Madeleine Moore, Office of Supervisor Sheila Kuehl: Madeleine highlighted that building the core north-south and east-west transit grid will still take a lot of work — “we” can’t lose focus on the tremendous benefits of that system. She reminded everyone that we still need to develop partnerships with transportation network companies to complement our system.

Jeff Jacobberger, Office of Councilmember Bob Blumenfield: Jeff emphasized that voters all across the county voted for Measure M and they all deserve to see benefits. In addition, he asked: “How do we maximize local return funding?” Miguel Perla, consultant based in Antelope Valley: Miguel brought it down to the community level. He said: “Oftentimes we hear about the isolation and long distances people have to travel.” He wants to bring in community members and parents who don’t traditionally participate in decisionmaking to get involved in transportation planning.

Megan McClaire, Advancement Project: Megan encouraged any update to the Long Range Transportation Plan elevates voices of those who don’t have freedom of choice in transportation. A very important reminder.

Seleta Reynolds, LA Department of Transportation: Seleta reminded the group that it’s important to use a data-driven approach to direct resources to where they will have the greatest impact. She said, “There are inequities inherent in where people are getting killed on our roads,” so where safety resources go will not be equal. Traffic collisions are the number one cause of death for children in L.A. County, and “every single one of these deaths is preventable,” she said. Her overall point was: Measure M will be a failure if we just build a bunch of transit without addressing huge safety issues. We, she said, “need to prioritize small, but effective capital projects early on” and “prioritizing the most vulnerable  The focus needs to be on how our transportation projects build wealth and strengthen communities.

Joanne Kim, Office of Councilmember Marqueece Harris-Dawson: Joanne expressed her commitment to ending “divide by 15,” (for example, in the case of local return) and instead using data to allocate resources. “Equality is not equitable,” she said.

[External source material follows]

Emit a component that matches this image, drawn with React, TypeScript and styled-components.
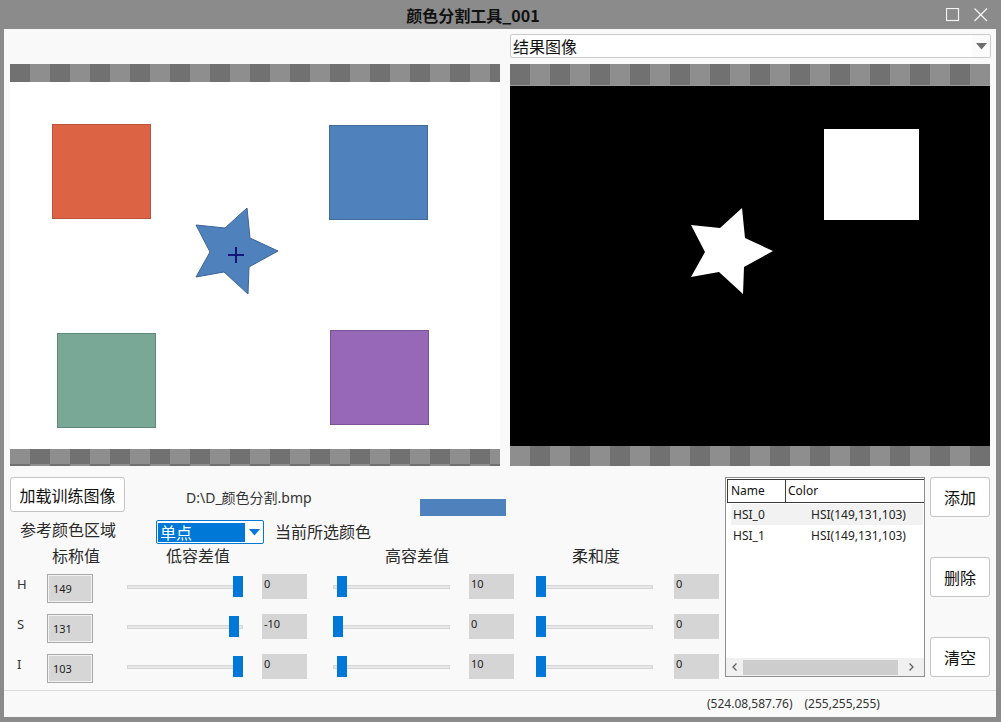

Dennis Gleason, Office of Councilmember Joe Buscaino: Dennis talked about the challenge and opportunity we face in the City of Los Angeles: coordinating projects with multiple objectives with funding from multiple sources. He stressed that we can address sidewalks and stormwater at the same time. Therese McMillan, Chief Planning Officer for Metro, described the process for updating the Long Range Transportation Plan (LRTP), noting that it will be very different than the last one. She said the LRTP needs to define equity in a way that makes sense to everyone, use data to address safety, and be rooted in shared values.

Jessica closed out the meeting by sharing Investing in Place’s priorities—especially a transportation equity policy—that will advance our vision of #JustGrowth and a timeline for upcoming policy decisions and ways to get involved.